On Thu, 18 Jul 2002, Ben Abraham wrote:

>
>
> This needs further clarification.
>
> alluding to your previous post, we can create a bijective map (recursive)
> from the wff's of sentential logic to a regular language. and then create
> a recursive map from the all possible strings over the symbols of
> sentential logic such that the range of the map is a regular language.

should read "the range of the map when restricted to the wffs"
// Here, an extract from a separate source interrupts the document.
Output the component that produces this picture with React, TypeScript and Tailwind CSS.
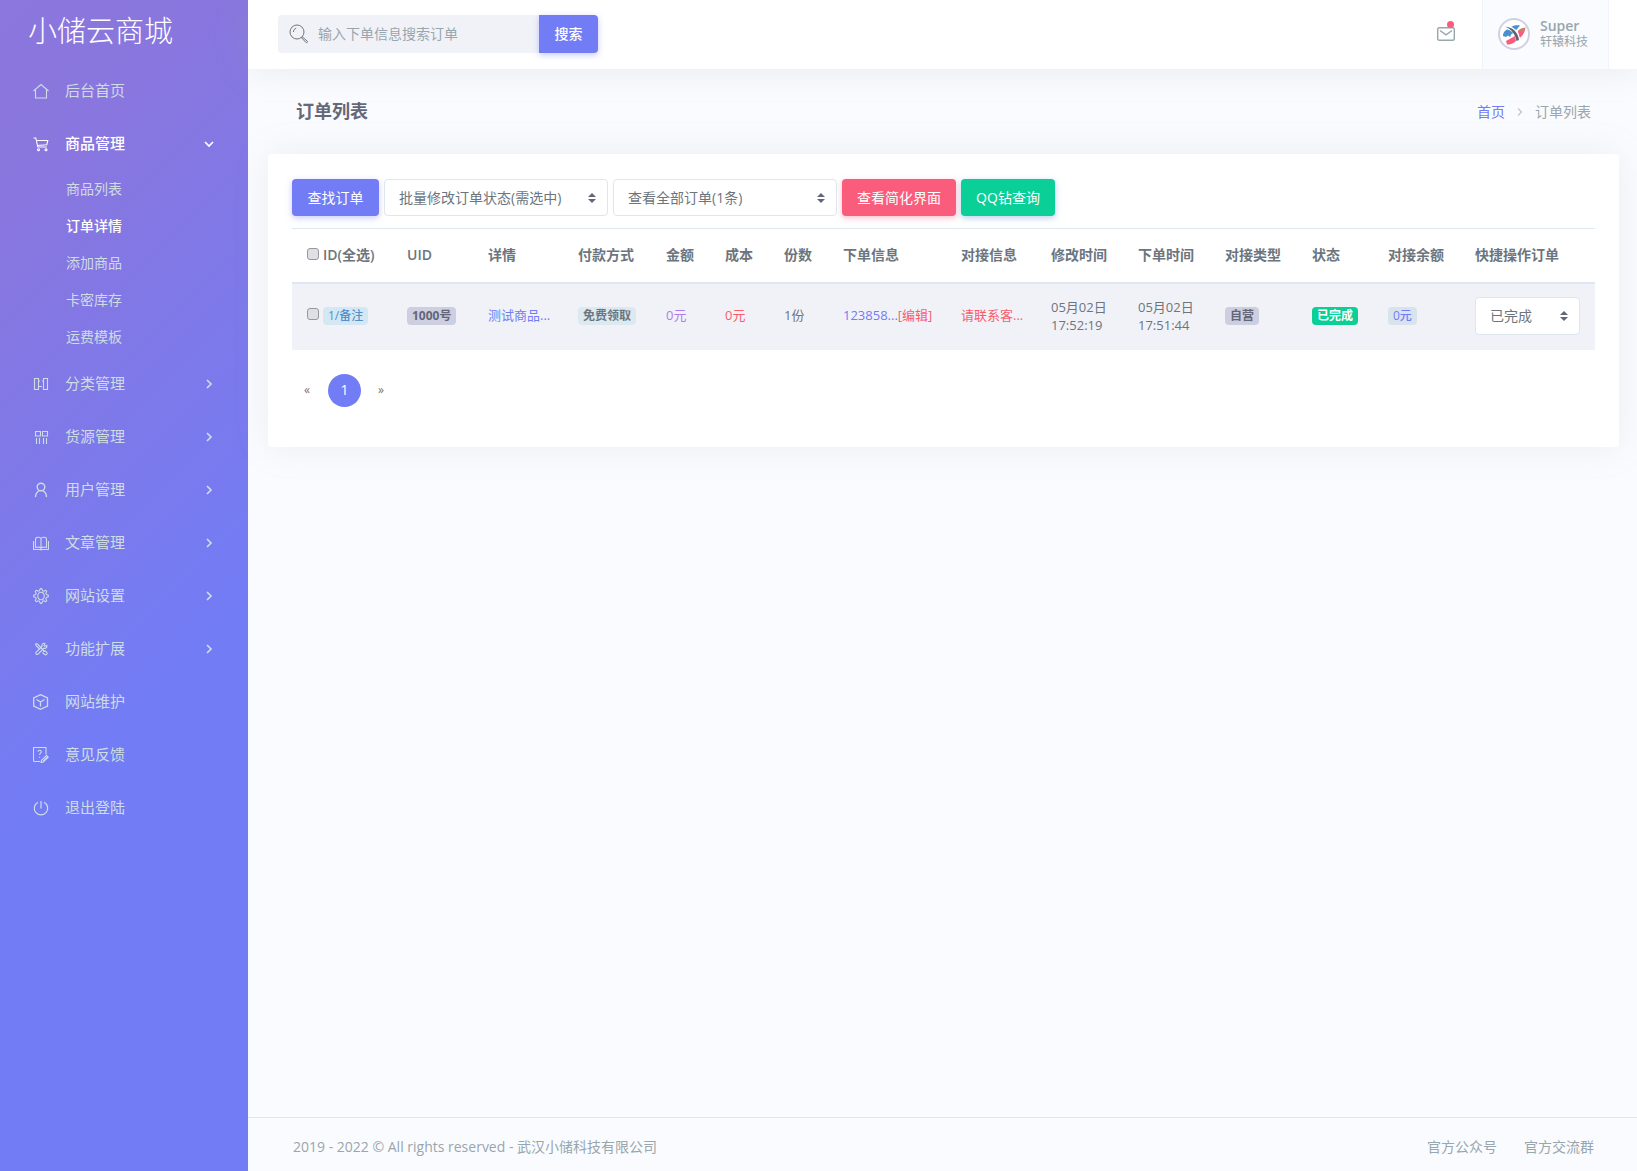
import { useState } from "react";
import type { ReactNode } from "react";
import clsx from "clsx";

type MenuItem = {
  label: string;
  icon: ReactNode;
  children?: string[];
  arrow?: boolean;
};

// eight teeth, four points each: two on the rim, two in the notch
const GEAR_POINTS = Array.from({ length: 32 }, (_, i) => {
  const angle = ((i - 0.5) * Math.PI) / 16;
  const radius = i % 4 < 2 ? 7.4 : 5.5;
  return `${(8 + radius * Math.cos(angle)).toFixed(2)},${(8 + radius * Math.sin(angle)).toFixed(2)}`;
}).join(" ");

const MENU: MenuItem[] = [
  { label: "后台首页", icon: <path d="M0.5 8 8 1.5 15.5 8M2.5 7v8h11V7" /> },
  {
    label: "商品管理",
    arrow: true,
    children: ["商品列表", "订单详情", "添加商品", "卡密库存", "运费模板"],
    icon: (
      <>
        <path d="M0.5 2h2.3l2 9h9M3.3 4.5h11.5l-1 4.2-9.4.8" />
        <circle cx="5.5" cy="13.8" r="1" />
        <circle cx="13" cy="13.8" r="1" />
      </>
    ),
  },
  {
    label: "分类管理",
    arrow: true,
    icon: <path d="M1.5 2.5h4v11h-4zM10.500 2.500h4v11h-4zM5.500 5h1.500M9 5h1.500M5.500 10.500h2.500M8 10.500h1" />,
  },
  {
    label: "货源管理",
    arrow: true,
    icon: <path d="M2.5 2.5h5v4.500h-5zM9.500 2.500h5v4.500h-5zM3.500 9v6M6.500 9v6M10.500 9v6M13.500 9v6" />,
  },
  {
    label: "用户管理",
    arrow: true,
    icon: (
      <g strokeWidth="1.4">
        <circle cx="8" cy="5" r="3.800" />
        <path d="M2.500 15c0-3 1.200-5 4-6.500M9.500 8.500c2.800 1.500 4 3.500 4 6.500" />
      </g>
    ),
  },
  {
    label: "文章管理",
    arrow: true,
    icon: (
      <path d="M8 3.500C7 2 4.500 2 3.500 2.500L2.500 4v8.500c2-.5 4.500-.5 5.500.5 1-1 3.500-1 5.500-.5V4l-1-1.500C11.500 2 9 2 8 3.500zM8 3.500V15.500M0.500 6v8.500h15V6" />
    ),
  },
  {
    label: "网站设置",
    arrow: true,
    icon: (
      <>
        <ellipse cx="8" cy="8" rx="3.200" ry="3.700" />
        <polygon points={GEAR_POINTS} strokeLinejoin="round" />
      </>
    ),
  },
  {
    label: "功能扩展",
    arrow: true,
    icon: (
      <>
        <path d="M2.500 2.500l2 .5 7 7.500M2.500 2.500l.5 2 3.500 3.500" />
        <path d="M13.800 4.300l-1.900 1-1-1 1-1.900c-2.200-.6-3.600 1.200-2.900 3.100L3 11.300c-.9 1.500 1 3 2.200 1.700l5.700-5.800c1.900.6 3.600-.8 2.900-2.900z" />
        <path d="M10 10.500l2.300-.7 1.600 1.700c.9 1.500-.9 3-2.200 2L9.500 11.500" />
      </>
    ),
  },
  {
    label: "网站维护",
    icon: (
      <path
        strokeWidth="1.3"
        d="M7.500 0.700 14.500 4v8L7.500 15.300 0.700 12V4zM3.500 5.500l4 2.500 4-2.500M7.500 8v4.500"
      />
    ),
  },
  {
    label: "意见反馈",
    icon: (
      <>
        <path d="M7 14.500H1.500c-.6 0-1-.4-1-1V0.500h12.500V7.500" />
        <path d="M5 4.800c0-2 3.300-2 3.300 0 0 1.400-1.700 1.400-1.700 3.200M6.600 9.700v1" />
        <path d="M13.500 8.500l1.700 1.700-5 4.800-2.200.5.500-2.200zM10 14.500l4.500-4.500" />
      </>
    ),
  },
  {
    label: "退出登陆",
    icon: <path strokeWidth="1.200" d="M5 2.200a6.700 6.700 0 1 0 6 0M8 1v7.500" />,
  },
];

const HEADERS = [
  { label: "UID", width: "w-[81px]" },
  { label: "详情", width: "w-[90px]" },
  { label: "付款方式", width: "w-[88px]" },
  { label: "金额", width: "w-[59px]" },
  { label: "成本", width: "w-[59px]" },
  { label: "份数", width: "w-[59px]" },
  { label: "下单信息", width: "w-[118px]" },
  { label: "对接信息", width: "w-[90px]" },
  { label: "修改时间", width: "w-[87px]" },
  { label: "下单时间", width: "w-[87px]" },
  { label: "对接类型", width: "w-[87px]" },
  { label: "状态", width: "w-[76px]" },
  { label: "对接余额", width: "w-[87px]" },
  { label: "快捷操作订单", width: "w-[135px]" },
];

function Icon({ children }: { children: ReactNode }) {
  return (
    <svg viewBox="0 0 16 16" className="h-4 w-4 shrink-0" fill="none" stroke="currentColor" strokeWidth="1.1">
      {children}
    </svg>
  );
}

function Sidebar() {
  const [open, setOpen] = useState(true);

  return (
    <aside className="w-[248px] shrink-0 bg-[linear-gradient(135deg,#8b77dd_0%,#8976de_15%,#727cf5_60%)] text-[#cedce4]">
      <a href="#" className="block h-16 pl-7 text-[29px] leading-[62px] font-light text-white">
        小储云商城
      </a>
      <nav>
        <ul>
          {MENU.map((item) => (
            <li key={item.label}>
              <a
                href="#"
                onClick={() => item.children && setOpen(!open)}
                className={clsx(
                  "flex h-[53px] items-center pr-[34px] pl-[33px] text-[15px]",
                  item.children && "font-medium text-white",
                )}
              >
                <Icon>{item.icon}</Icon>
                <span className="ml-4 flex-1">{item.label}</span>
                {item.arrow && (
                  <svg
                    viewBox="0 0 10 10"
                    className={clsx("h-[10px] w-[10px]", item.children && open && "rotate-90")}
                    fill="none"
                    stroke="currentColor"
                    strokeWidth="1.7"
                  >
                    <path d="M3 1l4 4-4 4" />
                  </svg>
                )}
              </a>
              {item.children && open && (
                <ul className="pb-[2px]">
                  {item.children.map((child) => (
                    <li key={child}>
                      <a
                        href="#"
                        className={clsx(
                          "flex h-[37px] items-center pl-[66px] text-sm",
                          child === "订单详情" && "font-medium text-white",
                        )}
                      >
                        {child}
                      </a>
                    </li>
                  ))}
                </ul>
              )}
            </li>
          ))}
        </ul>
      </nav>
    </aside>
  );
}

function Topbar() {
  return (
    <header className="flex h-[69px] shrink-0 items-center bg-white pr-7 pl-[30px] shadow-[0_0_35px_rgba(154,161,171,0.2)]">
      <form className="mb-[2px] flex h-[38px]" onSubmit={(e) => e.preventDefault()}>
        <label className="flex w-[261px] items-center rounded-l bg-[#f1f2f8] pl-[11px]">
          <svg viewBox="0 0 20 20" className="h-5 w-5 shrink-0 text-[#6c757d]" fill="none" stroke="currentColor">
            <circle cx="8" cy="8" r="7" />
            <path d="M4.500 8c0-2 1-3.200 2.700-3.800" />
            <path d="M13 12.600l5.300 4.600c.7.900-.6 2-1.400 1.200L12.200 13.400" />
          </svg>
          <input
            type="text"
            aria-label="搜索订单"
            placeholder="输入下单信息搜索订单"
            className="w-full bg-transparent pl-[9px] text-sm text-[#6c757d] outline-none placeholder:text-[#98a6ad]"
          />
        </label>
        <button
          type="submit"
          className="w-[59px] rounded-r-sm bg-[#727cf5] text-sm font-medium text-white shadow-[0_2px_6px_rgba(114,124,245,0.4)]"
        >
          搜索
        </button>
      </form>

      <button type="button" aria-label="消息" className="relative mb-[2px] ml-auto text-[#98a6ad]">
        <svg viewBox="0 0 18 14" className="h-[14px] w-[18px]" fill="none" stroke="currentColor" strokeWidth="1.4">
          <rect x="0.700" y="0.700" width="16.600" height="12.600" rx="1.500" />
          <path d="M3 3.500 9 7.800l6-4.300" />
        </svg>
        <span className="absolute -top-[6px] right-px h-[7px] w-[7px] rounded-full bg-[#fa5c7c]" />
      </button>

      <a
        href="#"
        className="ml-[27px] flex h-full w-[127px] items-center gap-[10px] border-x border-[#f1f3fa] bg-[#fafbfe] pb-[2px] pl-[15px] text-[#98a6ad]"
      >
        <svg viewBox="0 0 32 32" className="h-8 w-8 shrink-0">
          <circle cx="16" cy="16" r="15" fill="#fff" stroke="#cfd0e2" strokeWidth="2" />
          <path d="M5 18c0-4 3-6.500 6.500-8l4 5-2 1-1.500 3-2-1.500-2 1.500z" fill="#4a90d0" />
          <path d="M12 9.500c4-2.500 7-2.500 10-2l-5 6z" fill="#4a90d0" />
          <path d="M20 13l7.500-3.500c-.5 5-3.500 9-6.500 11z" fill="#fa5c7c" />
          <path d="M20 12.500l3-2 4.500-1-2 4-3.500.5z" fill="#c9806a" />
          <path d="M8 23l9-5 1 5c-2.500 2.500-6 4-9 3.500z" fill="#fa5c7c" />
          <path d="M8 9c6 1 11 5 12.500 13" fill="none" stroke="#fff" strokeWidth="4" />
          <path d="M7 8.500c7 .5 13 5 14 13.500l-2.500 1C17.500 16 13 11 7 8.500z" fill="#5d5f72" />
        </svg>
        <span>
          <span className="block text-sm leading-[17px] font-semibold">Super</span>
          <span className="block text-xs leading-4">轩辕科技</span>
        </span>
      </a>
    </header>
  );
}

function SelectBox({ options, label, className }: { options: string[]; label: string; className: string }) {
  return (
    <div className={clsx("relative", className)}>
      <select
        aria-label={label}
        className="h-full w-full appearance-none rounded border border-[#dee6ee] bg-white pl-[14px] text-sm text-[#6c757d]"
      >
        {options.map((option) => (
          <option key={option}>{option}</option>
        ))}
      </select>
      <svg viewBox="0 0 8 10" className="pointer-events-none absolute top-1/2 right-3 h-[10px] w-2 -translate-y-1/2">
        <path d="M4 0 8 4H0zM4 10 0 6h8z" fill="#626678" />
      </svg>
    </div>
  );
}

function Checkbox({ label }: { label: string }) {
  return (
    <input
      type="checkbox"
      aria-label={label}
      className="mr-1 h-3 w-3 appearance-none rounded-[3px] border border-[#96979f] bg-[#dfe0e4] align-baseline checked:bg-[#727cf5]"
    />
  );
}

function Badge({ children, className }: { children: ReactNode; className: string }) {
  return (
    <span className={clsx("inline-block rounded px-[5px] text-xs leading-[18px]", className)}>{children}</span>
  );
}

function OrderTable() {
  return (
    <table className="mt-3 w-full table-fixed border-t border-[#dee8f0] text-left text-[13px] whitespace-nowrap [&_td]:pb-[2px] [&_td]:pl-[15px] [&_th]:pl-[15px]">
      <thead>
        <tr className="h-[54px] border-b-2 border-[#dee8f0] text-sm">
          <th className="w-[100px] font-semibold">
            <Checkbox label="全选" />
            ID(全选)
          </th>
          {HEADERS.map((header) => (
            <th key={header.label} className={clsx("font-semibold", header.width)}>
              {header.label}
            </th>
          ))}
        </tr>
      </thead>
      <tbody>
        <tr className="h-[67px] bg-[#f1f2f8]">
          <td>
            <Checkbox label="选择订单 1" />
            <Badge className="bg-[#d3e8f3] font-medium text-[#5590cc]">1/备注</Badge>
          </td>
          <td>
            <Badge className="bg-[#cdcfe0] font-bold text-[#626678]">1000号</Badge>
          </td>
          <td>
            <a href="#" className="text-[#727cf5]">测试商品...</a>
          </td>
          <td>
            <Badge className="bg-[#dde9f0] font-bold">免费领取</Badge>
          </td>
          <td className="text-[#b07ce8]">0元</td>
          <td className="text-[#fa5c6c]">0元</td>
          <td>1份</td>
          <td>
            <a href="#" className="text-[#727cf5]">123858...</a>
            <a href="#" className="text-[#fa5c6c]">[编辑]</a>
          </td>
          <td className="text-[#fa5c6c]">请联系客...</td>
          <td className="leading-[18px]">
            05月02日
            <br />
            17:52:19
          </td>
          <td className="leading-[18px]">
            05月02日
            <br />
            17:51:44
          </td>
          <td>
            <Badge className="bg-[#cdcfe0] font-bold text-[#626678]">自营</Badge>
          </td>
          <td>
            <Badge className="bg-[#0acf97] font-bold text-white">已完成</Badge>
          </td>
          <td>
            <Badge className="bg-[#d8e3ee] font-medium text-[#727cf5]">0元</Badge>
          </td>
          <td className="pr-[15px]">
            <SelectBox label="快捷操作订单" options={["已完成", "待处理", "已退款"]} className="h-[38px]" />
          </td>
        </tr>
      </tbody>
    </table>
  );
}

export default function App() {
  return (
    <div className="flex min-h-screen bg-[#fafbfe] font-['Open_Sans','Noto_Sans_CJK_SC',sans-serif] text-sm text-[#6c757d]">
      <Sidebar />
      <div className="flex min-w-0 flex-1 flex-col">
        <Topbar />

        <div className="flex h-[85px] items-center justify-between pr-[46px] pl-12">
          <h1 className="pb-[2px] text-lg font-bold text-[#646878]">订单列表</h1>
          <nav aria-label="breadcrumb" className="flex items-center text-[#98a6ad]">
            <a href="#" className="text-[#727cf5]">首页</a>
            <svg viewBox="0 0 6 8" className="mx-3 h-2 w-[6px]" fill="none" stroke="#c0c6d2" strokeWidth="1.300">
              <path d="M1 0.500 4.500 4 1 7.500" />
            </svg>
            <span>订单列表</span>
          </nav>
        </div>

        <main className="mr-[18px] ml-5 rounded bg-white px-6 pt-[25px] pb-10 shadow-[0_0_35px_rgba(154,161,171,0.15)]">
          <div className="flex h-[37px] gap-[5px]">
            <button
              type="button"
              className="w-[87px] rounded-sm bg-[#727cf5] text-white shadow-[0_2px_6px_rgba(114,124,245,0.4)]"
            >
              查找订单
            </button>
            <SelectBox
              label="批量修改订单状态"
              options={["批量修改订单状态(需选中)", "已完成", "待处理"]}
              className="w-[224px]"
            />
            <SelectBox label="订单筛选" options={["查看全部订单(1条)", "已完成"]} className="w-[224px]" />
            <button
              type="button"
              className="w-[114px] rounded-sm bg-[#fa5c7c] text-white shadow-[0_2px_6px_rgba(250,92,124,0.4)]"
            >
              查看简化界面
            </button>
            <button
              type="button"
              className="w-[94px] rounded-sm bg-[#0acf97] text-white shadow-[0_2px_6px_rgba(114,160,220,0.5)]"
            >
              QQ钻查询
            </button>
          </div>

          <OrderTable />

          <nav aria-label="分页" className="mt-6 flex h-[33px] items-center text-xs">
            <a href="#" aria-label="上一页" className="w-9 pl-3">«</a>
            <a
              href="#"
              aria-current="page"
              className="flex h-[33px] w-[33px] items-center justify-center rounded-full bg-[#727cf5] text-sm font-medium text-white"
            >
              1
            </a>
            <a href="#" aria-label="下一页" className="pl-[17px]">»</a>
          </nav>
        </main>

        <footer className="mt-auto flex h-[54px] items-center justify-between border-t border-[#e2e7ec] pt-[5px] pr-[43px] pl-[45px] text-[#98a6ad]">
          <p>2019 - 2022 © All rights reserved - 武汉小储科技有限公司</p>
          <div className="flex gap-[27px]">
            <a href="#">官方公众号</a>
            <a href="#">官方交流群</a>
          </div>
        </footer>
      </div>
    </div>
  );
}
> of course the trick is in the map, but recursion affords us alot of power,
> because the sets are countable.
>
> enumerate the wff's of sentential logic in any fixed order, associate them
> with the regular language a*, basically unary, the number of a's in the
> range is the order in the enumeration of the wff.
>
> associate the non-wff's with anything for examples b; ab, aabb, aaabbb,
> ... (whatever);
>
> we've created a map from all possible strings of symbols each member of
> the set a* represents a wff. sorry if the above seems trivial, but i think
> i need further clarification. i do have a guess at what you are saying but
> i'll let you clarify first.
>
>
> On Thu, 18 Jul 2002, Thomas Forster wrote:
>
> > Yes, that's the easy bit.  The harrd bit is to find a formal way
> > of saying something like: no language with the expressive power of
> > propositional logic can be regular.  It's pretty clear that something
> > like that must be true, but i'm not sure how to state it!
> >
>
>
>